Bahlil Sebut Ada Standar Ganda dalam Perdagangan Karbon di Negara Berkembang dan Maju



KONTAN.CO.ID -  JAKARTA. Harga karbon di negara berkembang ternyata lebih murah dibandingkan negara maju.

Hal ini disebabkan negara maju harus mengeluarkan biaya lebih besar untuk melakukan penanaman hutan kembali atau reboisisi dibandingkan negara berkembang yang masih punya hutan yang luas.

Menteri Investasi/Kepala Badan Koordinasi Penanaman Modal (BKPM) mengatakan alasan tersebut hanya akal-akalan negara maju saja yang menerapkan standar ganda dalam perdagangan karbon.


Baca Juga: Bahlil Beberkan 4 Poin Tantangan Investasi yang Berkelanjutan

"Siapa suruh mereka babat duluan. Sekarang kita ngak babat mau harga kita murah. Enak aja. Sementara karbon itu kan kontribusinya kepada seluruh dunia," kata Bahlil dalam Konferensi Pers Perkembangan Investasi 2022, Senin (29/6).

Sementara itu, negara-negara maju menilai bahwa minimnya biaya produksi yang dikeluarkan negara berkembang membuat harga karbon di negara berkembang menjadi rendah atau sekitar US$ 10 per ton.

Berbeda dengan negara maju yang biaya produksi besar sehingga harga karbonnya sekitar US$ 100 per ton. 
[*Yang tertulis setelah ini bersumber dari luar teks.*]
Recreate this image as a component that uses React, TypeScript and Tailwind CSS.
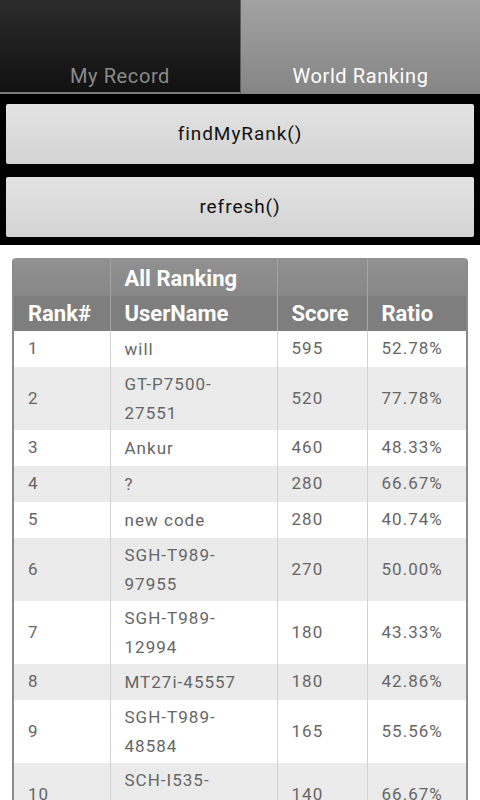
const rows: { rank: string; name: string[]; score: string; ratio: string }[] = [
  { rank: "1", name: ["will"], score: "595", ratio: "52.78%" },
  { rank: "2", name: ["GT-P7500-", "27551"], score: "520", ratio: "77.78%" },
  { rank: "3", name: ["Ankur"], score: "460", ratio: "48.33%" },
  { rank: "4", name: ["?"], score: "280", ratio: "66.67%" },
  { rank: "5", name: ["new code"], score: "280", ratio: "40.74%" },
  { rank: "6", name: ["SGH-T989-", "97955"], score: "270", ratio: "50.00%" },
  { rank: "7", name: ["SGH-T989-", "12994"], score: "180", ratio: "43.33%" },
  { rank: "8", name: ["MT27i-45557"], score: "180", ratio: "42.86%" },
  { rank: "9", name: ["SGH-T989-", "48584"], score: "165", ratio: "55.56%" },
  { rank: "10", name: ["SCH-I535-", "58103"], score: "140", ratio: "66.67%" },
];

export default function App() {
  return (
    <div className="h-[800px] w-[480px] overflow-hidden bg-white font-['Roboto',sans-serif]">
      {/* tabs */}
      <div className="flex h-[94px] bg-black">
        <div className="flex h-[94px] w-[240px] flex-col">
          <div className="flex flex-1 items-end justify-center bg-gradient-to-b from-[#2c2c2c] to-[#111111] pb-[1px] text-[20px] tracking-[0.03em] text-[#8a8a8a]">
            My Record
          </div>
          <div className="h-[2px] bg-[#7a7a7a]" />
        </div>
        <div className="w-[1px] bg-[#5a5a5a]" />
        <div className="flex h-[94px] w-[239px] items-end justify-center bg-gradient-to-b from-[#a2a2a2] to-[#858585] pb-[3px] text-[20px] tracking-[0.03em] text-white">
          World Ranking
        </div>
      </div>

      {/* action buttons */}
      <div className="flex flex-col gap-[13px] bg-black px-[6px] pb-[8px] pt-[10px]">
        <button className="h-[60px] rounded-[2px] bg-gradient-to-b from-[#e3e3e3] to-[#d3d3d3] text-[19px] tracking-[0.05em] text-[#111]">
          findMyRank()
        </button>
        <button className="h-[60px] rounded-[2px] bg-gradient-to-b from-[#e3e3e3] to-[#d3d3d3] text-[19px] tracking-[0.05em] text-[#111]">
          refresh()
        </button>
      </div>

      {/* ranking table */}
      <div className="mx-[12px] mt-[13px] overflow-hidden rounded-t-[4px] border-x-2 border-[#8a8a8a]">
        <table className="w-full table-fixed border-collapse text-left">
          <colgroup>
            <col className="w-[96px]" />
            <col className="w-[167px]" />
            <col className="w-[90px]" />
            <col />
          </colgroup>
          <thead className="text-[22px] font-bold text-white">
            <tr className="h-[38px] bg-gradient-to-b from-[#919191] to-[#878787]">
              <th className="border-r border-[#a5a5a5]" />
              <th className="border-r border-[#a5a5a5] px-[14px] pt-[2px] font-bold">All Ranking</th>
              <th className="border-r border-[#a5a5a5]" />
              <th />
            </tr>
            <tr className="h-[35px] bg-[#7e7e7e]">
              <th className="border-r border-[#a5a5a5] pl-[14px] font-bold">Rank#</th>
              <th className="border-r border-[#a5a5a5] pl-[14px] font-bold">UserName</th>
              <th className="border-r border-[#a5a5a5] pl-[14px] font-bold">Score</th>
              <th className="pl-[14px] font-bold">Ratio</th>
            </tr>
          </thead>
          <tbody className="text-[17px] tracking-[0.06em] text-[#666666]">
            {rows.map((r, i) => (
              <tr
                key={r.rank}
                className={`${r.name.length > 1 ? "h-[63px]" : "h-[36px]"} ${i % 2 === 1 ? "bg-[#ebebeb]" : "bg-white"}`}
              >
                <td className="border-r border-[#d2d2d2] pl-[14px]">{r.rank}</td>
                <td className="border-r border-[#d2d2d2] pl-[14px] leading-[29px]">
                  {r.name.map((n) => (
                    <div key={n}>{n}</div>
                  ))}
                </td>
                <td className="border-r border-[#d2d2d2] pl-[14px]">{r.score}</td>
                <td className="pl-[14px]">{r.ratio}</td>
              </tr>
            ))}
          </tbody>
        </table>
      </div>
    </div>
  );
}
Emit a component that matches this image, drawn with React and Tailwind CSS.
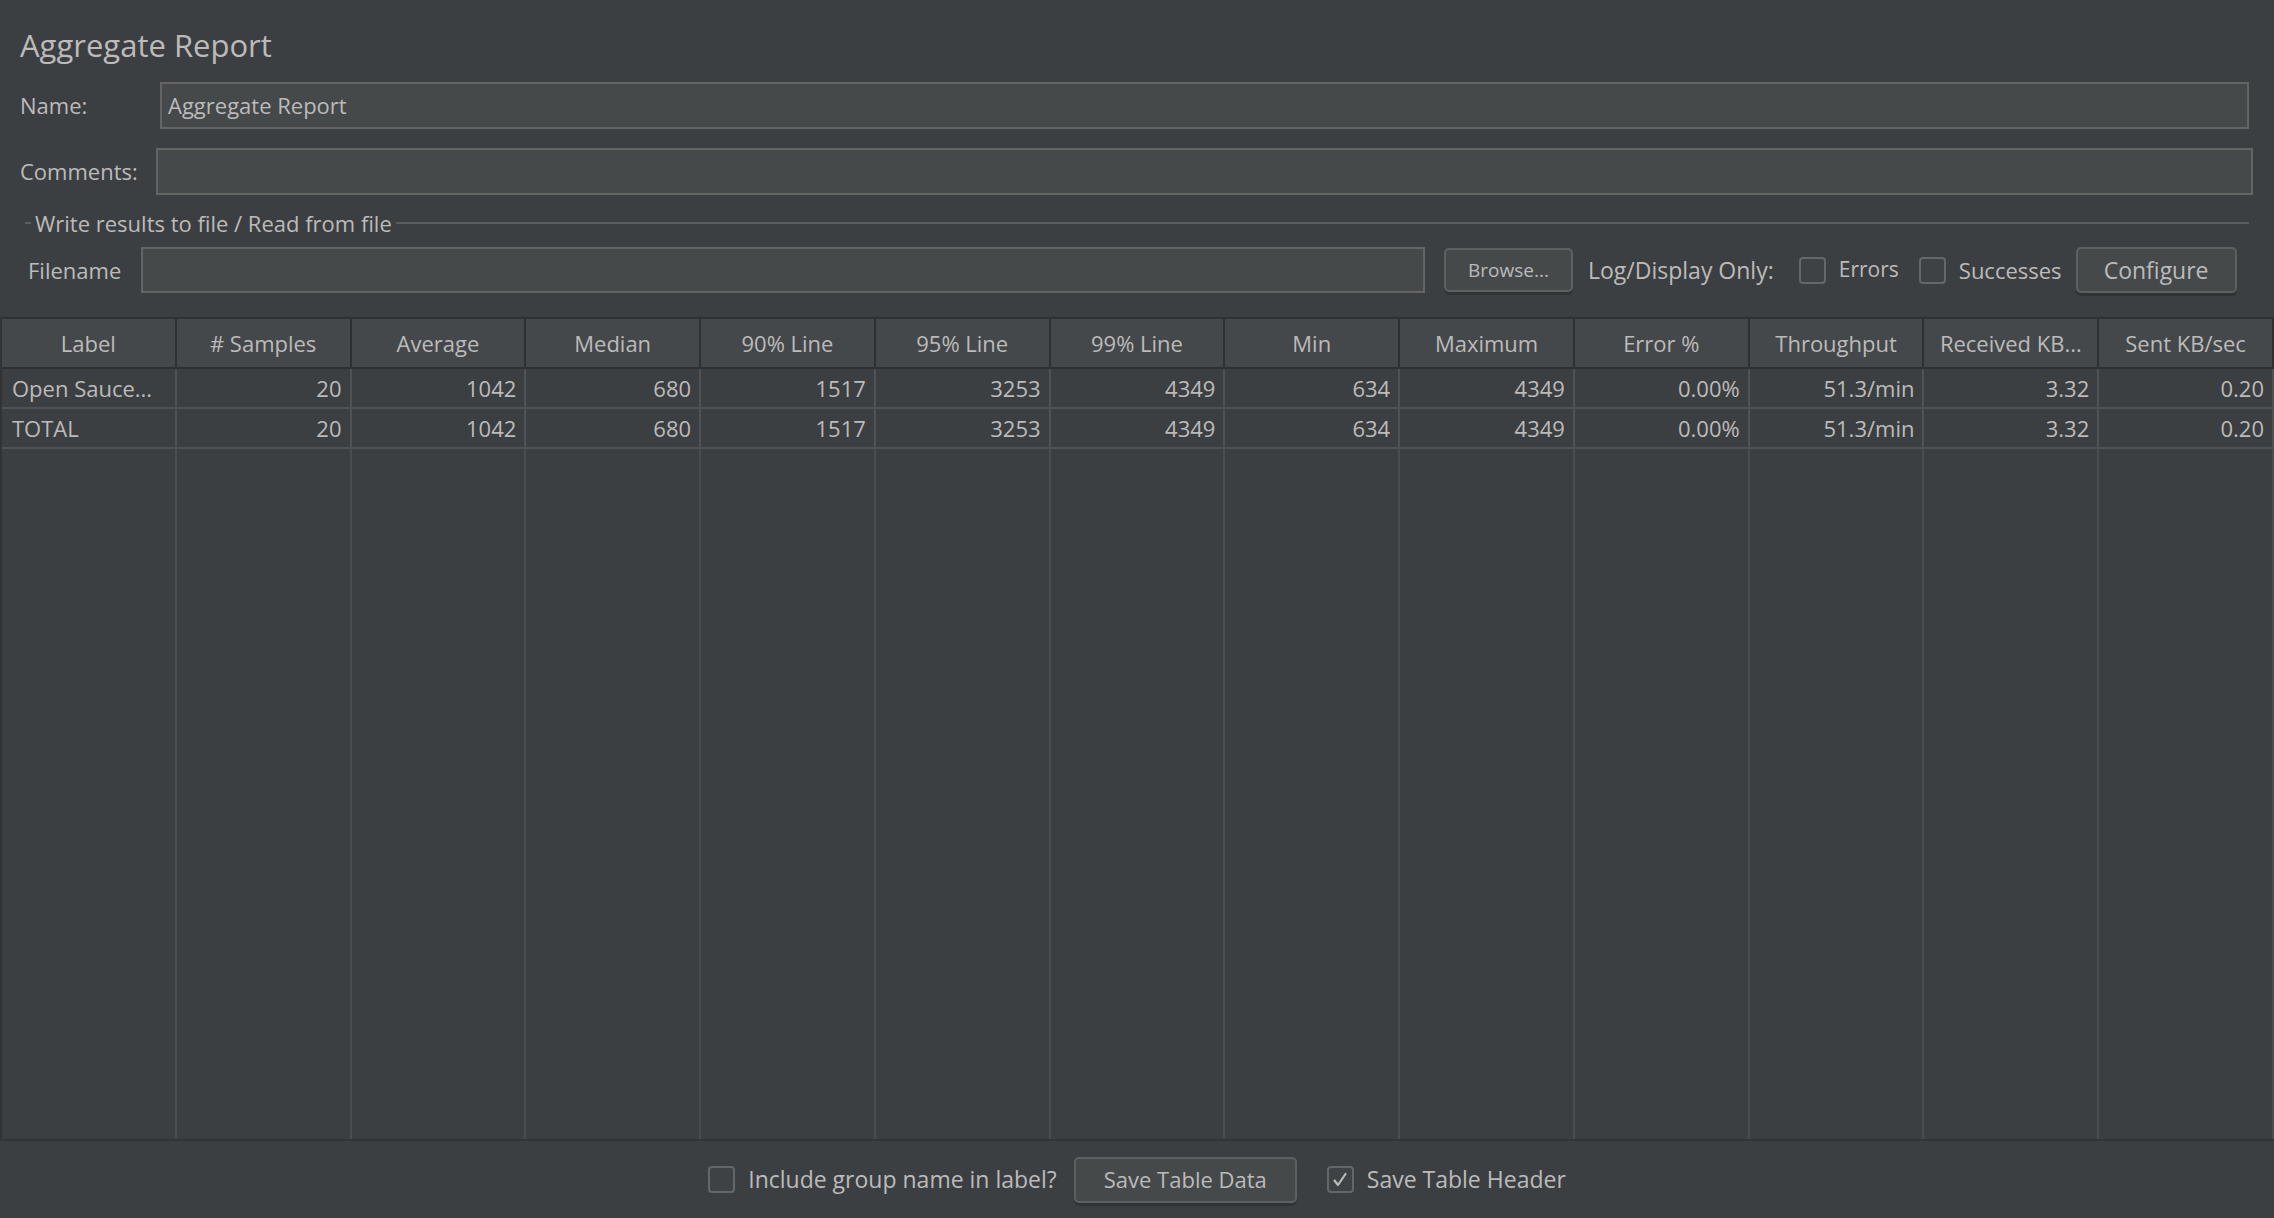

Baca Juga: Pemerintah Masih Menunggu Waktu yang Tepat Menerapkan Pajak Karbon

Bahlil menambahkan, pembelian karbon saat ini hanya dilakukan oleh pihak swasta. Hanya saja yang menjadi perhatiannya adalah jika bursa karbon di Indonesia dibuka di luar negeri. Untuk itu, dirinya menegaskan bahwa karbon Indonesia harus dijual di dalam negeri.

"Kalau ada orang mau beli, buka pasar karbonnya di sini. Negara tetangga kita kan sudah buka bursa karbon. Ini yang mau di switch," pungkasnya.